BACKGROUND AND PURPOSE Combined echoplanar MRI diffusion-weighted imaging (DWI), perfusion imaging (PI), and magnetic resonance angiography (MRA) can be used to visualize acute brain ischemia and predict lesion evolution and functional outcome. The appearance of a larger lesion by PI than by DWI quantitatively defines a mismatch of potential clinical importance. Qualitative lesion variations exist in the topographic concordance of this mismatch. We examined both the topographic heterogeneity and relative frequency of mismatched patterns in acute stroke using these MRI techniques. METHODS Acute DWI, PI, and MRA studies of 34 prospectively recruited patients with supratentorial ischemic lesions scanned within 24 hours of stroke onset (range 2.5 to 23.3 hours, 12 patients <6 hours) were analyzed. RESULTS Ischemic lesions were predominantly in the middle cerebral artery (MCA) territory (94%), with DWI lesions most commonly affecting the insular region. Mismatched patterns with PI lesion larger than DWI lesion occurred in 21 patients (62% overall), in all 4 patients imaged within 3 hours, and in 44% of patients imaged after 18 hours. A patient with a large PI but no DWI lesion and severe clinical deficit at 2.5 hours after stroke onset recovered completely. Regional variations in DWI and PI lesion loci were found, inferring site of proximal MCA occlusion, embolic pathogenesis, and regional arterial reperfusion. CONCLUSIONS Analysis of the topographic concordance of PI and DWI lesions in acute stroke reveals regional PI lesions without concomitant DWI lesions, which do not necessarily progress to infarction but may suggest stroke pathogenesis and site of current arterial occlusion. Location of DWI lesions may suggest an earlier site of arterial occlusion and regions of maximal perfusion deficit.

Refining the Perfusion–Diffusion Mismatch Hypothesis

Background and Purpose— The Echoplanar Imaging Thrombolysis Evaluation Trial (EPITHET) tests the hypothesis that perfusion-weighted imaging (PWI)–diffusion-weighted imaging (DWI) mismatch predicts the response to thrombolysis. There is no accepted standardized definition of PWI-DWI mismatch. We compared common mismatch definitions in the initial 40 EPITHET patients. Methods— Raw perfusion images were used to generate maps of time to peak (TTP), mean transit time (MTT), time to peak of the impulse response (Tmax) and first moment transit time (FMT). DWI, apparent diffusion coefficient (ADC), and PWI volumes were measured with planimetric and thresholding techniques. Correlations between mismatch volume (PWIvol-DWIvol) and DWI expansion (T2Day 90-vol-DWIAcute-vol) were also assessed. Results— Mean age was 68±11, time to MRI 4.5±0.7 hours, and median National Institutes of Health Stroke Scale (NIHSS) score 11 (range 4 to 23). Tmax and MTT hypoperfusion volumes were significantly lower than those calculated with TTP and FMT maps (P<0.001).

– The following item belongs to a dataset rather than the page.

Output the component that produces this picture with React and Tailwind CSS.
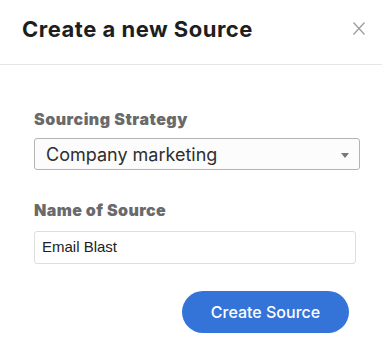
export default function App() {
  return (
    <div className="w-[382px] h-[353px] bg-white overflow-hidden" style={{ fontFamily: 'Inter, "Noto Sans", sans-serif' }}>
      <div className="h-[65px] border-b border-[#e6e6e6] flex items-start justify-between pl-[22px] pr-[17px] pt-[15px]">
        <h2 className="text-[22px] leading-[28px] font-bold text-[#1e1e1e] tracking-[0.5px]">Create a new Source</h2>
        <button className="mt-[6px] w-[12px] h-[14px] flex items-center justify-center text-[#9a9a9a]">
          <svg width="12" height="13" viewBox="0 0 12 13" fill="none" stroke="currentColor" strokeWidth="1.2">
            <path d="M0.5 0.5 L11.5 12.5 M11.5 0.5 L0.5 12.5" />
          </svg>
        </button>
      </div>

      <div className="pl-[34px] pt-[44px] flex flex-col">
        <label className="text-[16px] leading-[20px] font-black text-[#6a6a6a] tracking-[0.5px]">Sourcing Strategy</label>
        <div className="mt-[9px] w-[326px] h-[32px] border border-[#b3b3b3] rounded-[3px] bg-[#fcfcfc] flex items-center justify-between pl-[11px] pr-[10px]">
          <span className="text-[18px] text-[#2e2e2e]">Company marketing</span>
          <svg width="8" height="5" viewBox="0 0 8 5" className="mt-[2px]">
            <path d="M0 0 L8 0 L4 5 Z" fill="#777" />
          </svg>
        </div>

        <label className="mt-[30px] text-[16px] leading-[20px] font-black text-[#6a6a6a] tracking-[0.4px]">Name of Source</label>
        <div className="mt-[11px] w-[322px] h-[33px] border border-[#dedede] rounded-[3px] bg-white flex items-center pl-[7px]">
          <span className="text-[15px] text-[#222]" style={{ fontFamily: '"Liberation Sans", Arial, sans-serif' }}>Email Blast</span>
        </div>

        <div className="mt-[27px] w-[315px] flex justify-end">
          <button className="w-[167px] h-[42px] rounded-full bg-[#3474d8] text-white text-[16px] font-medium">
            Create Source
          </button>
        </div>
      </div>
    </div>
  );
}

Mismatch ≥20% was observed in 89% (Tmax) to 92% (TTP/FMT/MTT) of patients. Application of a +4s (relative to the contralateral hemisphere) PWI threshold reduced the frequency of positive mismatch volumes (TTP 73%/FMT 68%/Tmax 54%/MTT 43%). Mismatch was not significantly different when assessed with ADC maps. Mismatch volume, calculated with all parameters and thresholds, was not significantly correlated with DWI expansion. In contrast, reperfusion was correlated inversely with infarct growth (R=−0.51; P=0.009). Conclusions— Deconvolution and application of PWI thresholds provide more conservative estimates of tissue at risk and decrease the frequency of mismatch accordingly. The precise definition may not be critical; however, because reperfusion alters tissue fate irrespective of mismatch.